▸ Exercise
Each line from the beginning of the data below through the line containing "const rows = flatten(tree)" should be repeated exactly, please.

▸ Data
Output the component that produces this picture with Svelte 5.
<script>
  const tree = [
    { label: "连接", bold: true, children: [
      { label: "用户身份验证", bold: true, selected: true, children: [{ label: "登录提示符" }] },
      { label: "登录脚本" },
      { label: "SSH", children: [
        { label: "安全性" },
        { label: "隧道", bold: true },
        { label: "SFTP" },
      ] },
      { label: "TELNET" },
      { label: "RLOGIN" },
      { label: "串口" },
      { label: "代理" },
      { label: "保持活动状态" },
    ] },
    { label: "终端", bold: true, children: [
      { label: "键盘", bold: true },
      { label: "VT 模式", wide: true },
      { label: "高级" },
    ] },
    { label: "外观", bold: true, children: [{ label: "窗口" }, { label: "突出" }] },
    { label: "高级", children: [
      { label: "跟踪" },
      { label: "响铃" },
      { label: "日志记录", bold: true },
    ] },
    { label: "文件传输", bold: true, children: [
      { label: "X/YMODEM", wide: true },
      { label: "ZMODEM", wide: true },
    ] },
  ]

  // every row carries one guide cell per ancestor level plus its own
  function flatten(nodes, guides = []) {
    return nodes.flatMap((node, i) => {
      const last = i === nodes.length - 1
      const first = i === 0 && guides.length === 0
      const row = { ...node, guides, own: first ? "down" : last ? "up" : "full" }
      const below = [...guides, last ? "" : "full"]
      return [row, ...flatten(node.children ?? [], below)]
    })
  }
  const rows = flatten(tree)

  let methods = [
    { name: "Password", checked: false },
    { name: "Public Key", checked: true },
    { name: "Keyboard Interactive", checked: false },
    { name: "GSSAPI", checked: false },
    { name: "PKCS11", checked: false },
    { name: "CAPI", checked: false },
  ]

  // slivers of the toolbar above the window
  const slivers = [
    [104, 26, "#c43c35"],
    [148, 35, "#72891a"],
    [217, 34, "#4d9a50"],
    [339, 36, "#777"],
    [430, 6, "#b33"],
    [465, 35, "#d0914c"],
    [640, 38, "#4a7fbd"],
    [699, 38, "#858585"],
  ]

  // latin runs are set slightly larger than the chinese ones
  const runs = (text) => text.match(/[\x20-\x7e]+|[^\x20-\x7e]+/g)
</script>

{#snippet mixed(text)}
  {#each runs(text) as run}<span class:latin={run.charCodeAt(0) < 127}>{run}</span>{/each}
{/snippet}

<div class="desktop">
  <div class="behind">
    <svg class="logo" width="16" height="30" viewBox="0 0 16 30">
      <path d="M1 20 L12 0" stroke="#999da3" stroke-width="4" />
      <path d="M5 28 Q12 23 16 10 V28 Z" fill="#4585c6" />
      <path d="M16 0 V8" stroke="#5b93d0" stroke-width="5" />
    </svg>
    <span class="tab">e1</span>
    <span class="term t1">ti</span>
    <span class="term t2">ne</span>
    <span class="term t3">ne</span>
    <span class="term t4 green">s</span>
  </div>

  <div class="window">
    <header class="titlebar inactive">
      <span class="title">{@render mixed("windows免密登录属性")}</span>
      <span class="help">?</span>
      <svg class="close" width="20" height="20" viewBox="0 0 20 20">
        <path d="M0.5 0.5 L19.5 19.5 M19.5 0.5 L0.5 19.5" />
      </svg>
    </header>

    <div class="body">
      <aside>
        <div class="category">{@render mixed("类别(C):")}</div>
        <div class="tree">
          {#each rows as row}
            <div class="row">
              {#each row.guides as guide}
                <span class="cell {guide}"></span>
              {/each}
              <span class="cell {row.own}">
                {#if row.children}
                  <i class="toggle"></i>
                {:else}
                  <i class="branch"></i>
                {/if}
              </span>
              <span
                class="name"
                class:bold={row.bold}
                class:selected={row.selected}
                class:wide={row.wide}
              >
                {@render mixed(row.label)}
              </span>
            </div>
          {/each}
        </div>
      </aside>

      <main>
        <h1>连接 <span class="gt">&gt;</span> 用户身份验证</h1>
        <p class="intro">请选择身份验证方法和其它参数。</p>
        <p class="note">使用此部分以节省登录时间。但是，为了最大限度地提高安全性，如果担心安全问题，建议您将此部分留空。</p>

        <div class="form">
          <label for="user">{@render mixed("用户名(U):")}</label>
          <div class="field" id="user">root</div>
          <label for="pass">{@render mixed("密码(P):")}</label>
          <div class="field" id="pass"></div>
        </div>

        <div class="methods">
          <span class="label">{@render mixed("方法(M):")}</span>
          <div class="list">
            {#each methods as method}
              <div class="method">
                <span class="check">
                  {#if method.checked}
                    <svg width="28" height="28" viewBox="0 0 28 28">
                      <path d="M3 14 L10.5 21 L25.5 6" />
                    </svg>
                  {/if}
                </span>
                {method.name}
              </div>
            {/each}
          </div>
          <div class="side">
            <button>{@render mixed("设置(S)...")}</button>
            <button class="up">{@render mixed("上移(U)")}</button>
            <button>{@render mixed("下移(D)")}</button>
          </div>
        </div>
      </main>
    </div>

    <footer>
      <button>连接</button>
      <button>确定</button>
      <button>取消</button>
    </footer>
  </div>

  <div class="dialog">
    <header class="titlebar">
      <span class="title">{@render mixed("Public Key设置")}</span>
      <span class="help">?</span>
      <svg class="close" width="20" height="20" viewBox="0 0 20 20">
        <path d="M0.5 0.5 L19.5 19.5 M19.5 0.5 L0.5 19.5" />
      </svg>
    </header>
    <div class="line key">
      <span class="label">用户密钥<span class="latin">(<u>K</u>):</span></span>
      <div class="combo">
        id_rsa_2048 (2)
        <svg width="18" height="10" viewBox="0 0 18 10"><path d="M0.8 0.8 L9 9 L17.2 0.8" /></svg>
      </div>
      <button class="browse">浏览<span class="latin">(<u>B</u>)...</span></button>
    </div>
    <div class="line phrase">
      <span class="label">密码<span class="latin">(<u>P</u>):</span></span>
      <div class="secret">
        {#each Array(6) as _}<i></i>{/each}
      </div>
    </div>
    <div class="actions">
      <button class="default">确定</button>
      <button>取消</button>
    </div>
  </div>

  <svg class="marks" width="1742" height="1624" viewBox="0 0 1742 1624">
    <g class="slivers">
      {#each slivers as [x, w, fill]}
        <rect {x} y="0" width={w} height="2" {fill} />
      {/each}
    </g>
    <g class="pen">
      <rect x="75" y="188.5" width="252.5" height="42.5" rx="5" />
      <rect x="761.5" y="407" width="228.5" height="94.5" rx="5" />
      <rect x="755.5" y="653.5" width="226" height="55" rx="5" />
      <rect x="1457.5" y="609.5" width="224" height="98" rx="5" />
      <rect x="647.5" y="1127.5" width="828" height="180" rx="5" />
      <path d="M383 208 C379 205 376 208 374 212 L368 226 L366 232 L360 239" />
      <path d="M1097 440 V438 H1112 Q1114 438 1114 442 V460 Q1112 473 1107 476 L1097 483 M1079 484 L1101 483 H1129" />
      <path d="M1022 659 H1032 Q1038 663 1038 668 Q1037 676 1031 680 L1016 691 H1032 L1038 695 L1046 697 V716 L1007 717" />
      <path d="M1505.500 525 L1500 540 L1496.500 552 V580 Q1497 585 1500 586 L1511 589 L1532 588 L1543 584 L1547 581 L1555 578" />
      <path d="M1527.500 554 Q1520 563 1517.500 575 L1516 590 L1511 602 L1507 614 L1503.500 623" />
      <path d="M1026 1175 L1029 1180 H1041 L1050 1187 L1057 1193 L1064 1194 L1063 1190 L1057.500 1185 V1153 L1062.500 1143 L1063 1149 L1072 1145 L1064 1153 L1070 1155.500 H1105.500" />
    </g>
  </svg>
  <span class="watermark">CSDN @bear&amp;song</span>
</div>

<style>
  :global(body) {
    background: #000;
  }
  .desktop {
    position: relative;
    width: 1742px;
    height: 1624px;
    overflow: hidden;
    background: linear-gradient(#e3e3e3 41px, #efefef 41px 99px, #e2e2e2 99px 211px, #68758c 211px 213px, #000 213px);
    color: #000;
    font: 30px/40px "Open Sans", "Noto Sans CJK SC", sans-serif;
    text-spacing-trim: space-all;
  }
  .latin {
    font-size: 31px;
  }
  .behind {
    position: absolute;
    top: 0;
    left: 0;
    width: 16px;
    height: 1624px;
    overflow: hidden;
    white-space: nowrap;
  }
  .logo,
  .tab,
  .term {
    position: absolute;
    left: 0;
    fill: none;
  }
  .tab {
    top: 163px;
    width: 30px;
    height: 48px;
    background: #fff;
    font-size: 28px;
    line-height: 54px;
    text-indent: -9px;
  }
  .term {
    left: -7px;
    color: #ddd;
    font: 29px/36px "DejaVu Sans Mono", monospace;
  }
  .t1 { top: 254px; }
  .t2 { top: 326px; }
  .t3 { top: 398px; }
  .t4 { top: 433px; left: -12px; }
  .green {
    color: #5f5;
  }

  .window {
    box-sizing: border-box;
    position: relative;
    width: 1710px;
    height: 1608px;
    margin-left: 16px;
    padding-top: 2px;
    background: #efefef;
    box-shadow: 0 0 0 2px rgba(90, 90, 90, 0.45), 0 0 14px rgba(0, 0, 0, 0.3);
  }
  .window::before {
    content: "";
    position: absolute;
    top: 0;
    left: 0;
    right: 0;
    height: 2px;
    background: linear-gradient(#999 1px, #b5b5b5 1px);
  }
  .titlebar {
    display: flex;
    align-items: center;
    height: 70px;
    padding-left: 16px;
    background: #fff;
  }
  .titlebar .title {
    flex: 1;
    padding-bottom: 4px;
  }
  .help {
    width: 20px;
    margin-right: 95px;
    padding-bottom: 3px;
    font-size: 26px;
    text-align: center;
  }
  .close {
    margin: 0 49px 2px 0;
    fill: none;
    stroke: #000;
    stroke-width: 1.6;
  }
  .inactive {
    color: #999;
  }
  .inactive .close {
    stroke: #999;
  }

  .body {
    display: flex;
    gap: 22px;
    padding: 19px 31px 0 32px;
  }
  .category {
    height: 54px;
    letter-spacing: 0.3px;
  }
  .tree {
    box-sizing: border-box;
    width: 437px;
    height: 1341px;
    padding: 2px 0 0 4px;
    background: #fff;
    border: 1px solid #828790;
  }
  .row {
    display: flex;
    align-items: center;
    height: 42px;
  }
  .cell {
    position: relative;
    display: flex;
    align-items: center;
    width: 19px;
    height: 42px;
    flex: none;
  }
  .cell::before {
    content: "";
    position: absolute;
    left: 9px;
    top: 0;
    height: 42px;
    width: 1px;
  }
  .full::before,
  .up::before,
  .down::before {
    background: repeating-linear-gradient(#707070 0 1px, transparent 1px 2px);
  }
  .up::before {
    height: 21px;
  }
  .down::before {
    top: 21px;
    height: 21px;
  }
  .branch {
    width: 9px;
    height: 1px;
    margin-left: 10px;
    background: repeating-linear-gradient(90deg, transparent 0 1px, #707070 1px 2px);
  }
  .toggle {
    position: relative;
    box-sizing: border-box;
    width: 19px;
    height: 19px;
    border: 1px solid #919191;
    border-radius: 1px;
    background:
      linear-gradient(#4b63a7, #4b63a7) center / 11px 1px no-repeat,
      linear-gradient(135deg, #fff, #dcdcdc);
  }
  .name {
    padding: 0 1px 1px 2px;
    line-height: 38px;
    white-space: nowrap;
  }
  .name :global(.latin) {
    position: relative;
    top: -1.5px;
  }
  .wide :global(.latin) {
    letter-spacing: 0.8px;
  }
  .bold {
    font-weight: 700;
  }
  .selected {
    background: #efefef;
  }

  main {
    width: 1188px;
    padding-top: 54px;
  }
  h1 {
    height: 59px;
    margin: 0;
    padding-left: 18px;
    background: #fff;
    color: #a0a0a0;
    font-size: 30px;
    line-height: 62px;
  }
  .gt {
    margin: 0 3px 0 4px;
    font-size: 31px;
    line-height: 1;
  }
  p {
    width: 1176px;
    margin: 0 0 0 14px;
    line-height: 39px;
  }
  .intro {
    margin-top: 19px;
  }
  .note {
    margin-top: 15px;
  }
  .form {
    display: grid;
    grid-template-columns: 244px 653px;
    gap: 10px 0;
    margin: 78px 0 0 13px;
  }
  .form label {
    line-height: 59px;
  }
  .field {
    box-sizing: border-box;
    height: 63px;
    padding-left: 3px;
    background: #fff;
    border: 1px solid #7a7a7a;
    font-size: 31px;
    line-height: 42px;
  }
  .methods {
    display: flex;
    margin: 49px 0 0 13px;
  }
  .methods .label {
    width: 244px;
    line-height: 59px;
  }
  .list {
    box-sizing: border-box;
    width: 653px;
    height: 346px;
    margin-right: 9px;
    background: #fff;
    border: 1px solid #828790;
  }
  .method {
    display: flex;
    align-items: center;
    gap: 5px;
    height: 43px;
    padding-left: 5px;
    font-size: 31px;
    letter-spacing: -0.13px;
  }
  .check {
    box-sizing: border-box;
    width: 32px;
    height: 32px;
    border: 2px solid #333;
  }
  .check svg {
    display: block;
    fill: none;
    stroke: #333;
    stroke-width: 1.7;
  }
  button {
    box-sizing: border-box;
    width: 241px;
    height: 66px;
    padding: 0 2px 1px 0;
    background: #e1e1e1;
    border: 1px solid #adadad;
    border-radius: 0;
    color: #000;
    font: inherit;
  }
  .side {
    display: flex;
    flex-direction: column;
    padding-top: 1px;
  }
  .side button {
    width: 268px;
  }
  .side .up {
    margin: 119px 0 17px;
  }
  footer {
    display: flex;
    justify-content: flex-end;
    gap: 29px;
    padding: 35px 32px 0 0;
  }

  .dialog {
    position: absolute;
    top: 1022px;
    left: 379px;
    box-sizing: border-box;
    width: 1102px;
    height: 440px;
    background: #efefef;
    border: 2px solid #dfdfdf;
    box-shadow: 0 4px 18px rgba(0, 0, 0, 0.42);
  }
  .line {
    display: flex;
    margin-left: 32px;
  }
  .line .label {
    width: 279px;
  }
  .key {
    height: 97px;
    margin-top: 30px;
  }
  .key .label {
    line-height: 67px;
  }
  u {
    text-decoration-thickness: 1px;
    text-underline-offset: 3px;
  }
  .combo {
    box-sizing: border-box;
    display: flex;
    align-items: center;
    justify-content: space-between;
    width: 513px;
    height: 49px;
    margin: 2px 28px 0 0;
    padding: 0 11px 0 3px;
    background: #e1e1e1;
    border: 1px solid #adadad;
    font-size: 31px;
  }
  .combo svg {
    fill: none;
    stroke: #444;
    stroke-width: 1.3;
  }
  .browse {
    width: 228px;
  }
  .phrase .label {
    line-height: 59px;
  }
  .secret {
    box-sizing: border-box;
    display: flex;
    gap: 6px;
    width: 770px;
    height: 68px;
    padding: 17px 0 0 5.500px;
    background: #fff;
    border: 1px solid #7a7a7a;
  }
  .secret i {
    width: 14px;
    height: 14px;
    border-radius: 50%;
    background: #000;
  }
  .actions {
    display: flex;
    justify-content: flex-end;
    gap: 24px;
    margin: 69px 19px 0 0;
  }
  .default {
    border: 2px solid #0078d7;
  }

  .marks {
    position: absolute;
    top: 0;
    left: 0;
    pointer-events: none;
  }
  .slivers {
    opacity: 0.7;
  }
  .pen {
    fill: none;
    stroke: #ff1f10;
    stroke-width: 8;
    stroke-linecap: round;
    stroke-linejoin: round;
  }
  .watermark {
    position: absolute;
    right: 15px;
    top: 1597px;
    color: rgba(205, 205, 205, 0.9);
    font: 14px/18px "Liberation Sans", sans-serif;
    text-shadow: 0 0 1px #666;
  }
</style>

▸ The solution
Output the component that produces this picture with Svelte 5.
<script>
  const tree = [
    { label: "连接", bold: true, children: [
      { label: "用户身份验证", bold: true, selected: true, children: [{ label: "登录提示符" }] },
      { label: "登录脚本" },
      { label: "SSH", children: [
        { label: "安全性" },
        { label: "隧道", bold: true },
        { label: "SFTP" },
      ] },
      { label: "TELNET" },
      { label: "RLOGIN" },
      { label: "串口" },
      { label: "代理" },
      { label: "保持活动状态" },
    ] },
    { label: "终端", bold: true, children: [
      { label: "键盘", bold: true },
      { label: "VT 模式", wide: true },
      { label: "高级" },
    ] },
    { label: "外观", bold: true, children: [{ label: "窗口" }, { label: "突出" }] },
    { label: "高级", children: [
      { label: "跟踪" },
      { label: "响铃" },
      { label: "日志记录", bold: true },
    ] },
    { label: "文件传输", bold: true, children: [
      { label: "X/YMODEM", wide: true },
      { label: "ZMODEM", wide: true },
    ] },
  ]

  // every row carries one guide cell per ancestor level plus its own
  function flatten(nodes, guides = []) {
    return nodes.flatMap((node, i) => {
      const last = i === nodes.length - 1
      const first = i === 0 && guides.length === 0
      const row = { ...node, guides, own: first ? "down" : last ? "up" : "full" }
      const below = [...guides, last ? "" : "full"]
      return [row, ...flatten(node.children ?? [], below)]
    })
  }
  const rows = flatten(tree)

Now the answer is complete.